En effet, la procédure devant la Cour constitutionnelle portait sur un litige relatif au droit du Fazilet de poursuivre, en tant que parti politique, ses activités politiques. Il s'agissait donc, par excellence, d'un droit de nature politique, qui, comme tel, ne relève pas de la garantie de l'article 6 § 1 de la Convention.
Il en est de même de l'interdiction faite par l'article 69 de la Constitution aux membres et aux dirigeants des partis politiques dissous d'être fondateurs et dirigeants ou comptables d'un nouveau parti. Il s'agit, ici aussi, d'une restriction des droits politiques des intéressés qui ne saurait relever de l'article 6 § 1 de la Convention, ni au titre d'une contestation portant sur un droit civil ni au titre d'une accusation en matière pénale (Refah Partisi (Parti de la prospérité) et autres c. Turquie, nos 41340/98, 41342/98, 41343/98 et 41344/98).
Partant, la Cour estime que la procédure litigieuse ne concernait ni une contestation sur les droits et obligations de caractère civil de la requérante ni une accusation en matière pénale dirigée contre elle, au sens de l'article 6 § 1. Elle conclut que cette partie de la requête doit être rejetée comme incompatible ratione materiae avec les dispositions de la Convention, conformément à l'article 35 §§ 3 et 4 de la Convention.
3. Dans la mesure où la requérante se plaint d'une violation de l'article 7 de la Convention, la Cour rappelle que cette disposition interdit une application rétroactive de la loi pénale. Or, en l'espèce, la dissolution du Fazilet et les effets de cette dissolution sur les droits politiques de la requérante ne correspondent pas à des sanctions pénales. La Cour considère donc que cette disposition n'est pas applicable en l'espèce.
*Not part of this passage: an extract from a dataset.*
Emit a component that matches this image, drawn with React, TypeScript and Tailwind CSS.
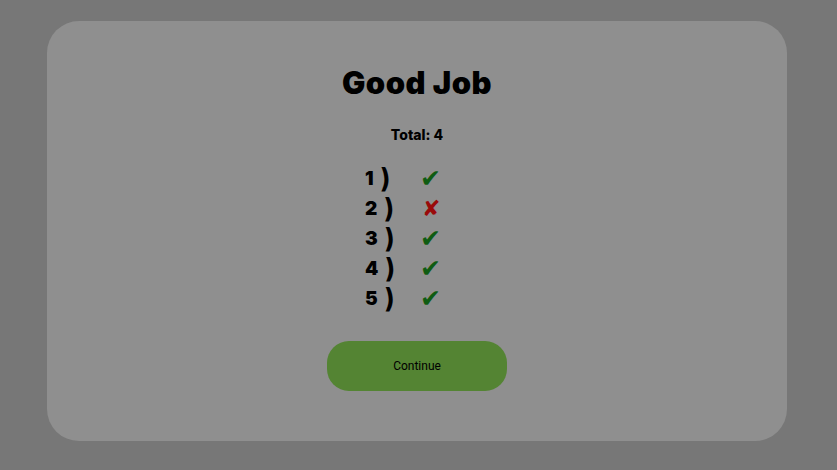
export default function App() {
  const rows: { n: number; ok: boolean }[] = [
    { n: 1, ok: true },
    { n: 2, ok: false },
    { n: 3, ok: true },
    { n: 4, ok: true },
    { n: 5, ok: true },
  ];
  return (
    <div className="w-[837px] h-[470px] bg-[#777777] pt-[21px] pl-[47px]">
      <div
        className="w-[740px] h-[420px] bg-[#8f8f8f] rounded-[32px] flex flex-col items-center pt-[42px]"
        style={{ fontFamily: "Inter, 'DejaVu Sans', sans-serif" }}
      >
        <div className="text-[31px] font-black leading-[40px] text-black tracking-[0.5px]">Good Job</div>
        <div className="mt-[22px] text-[14px] font-extrabold leading-[20px] text-black">Total: 4</div>
        <div className="mt-[19px] flex flex-col w-[104px]">
          {rows.map((r) => (
            <div key={r.n} className="h-[30px] flex items-center">
              <div className="w-[55px] flex items-center text-black font-black">
                <span className="text-[19px] leading-[30px]">{r.n}</span>
                <span className="text-[27px] leading-[30px] ml-[7px] font-bold">)</span>
              </div>
              <div className="flex">
                {r.ok ? (
                  <span className="text-[25px] leading-[30px] text-[#0f5c12]" style={{ fontFamily: "'DejaVu Sans', sans-serif" }}>✔</span>
                ) : (
                  <span className="text-[22px] leading-[30px] text-[#9a0a0a] ml-[2px]" style={{ fontFamily: "'DejaVu Sans', sans-serif" }}>✘</span>
                )}
              </div>
            </div>
          ))}
        </div>
        <button
          className="mt-[27px] w-[180px] h-[50px] rounded-[22px] bg-[#548433] text-[12px] text-black"
          style={{ fontFamily: "Roboto, sans-serif" }}
        >
          Continue
        </button>
      </div>
    </div>
  );
}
Il s'ensuit que ce grief doit être rejeté comme incompatible ratione materiae avec les dispositions de la Convention, conformément à l'article 35 §§ 3 et 4 de la Convention.
Par ces motifs, la Cour, à l'unanimité,
Ajourne l'examen des griefs de la requérante tirés des articles 10 et 11 de la Convention et des articles 1 et 3 du Protocole no 1 ;
Déclare la requête irrecevable pour le surplus.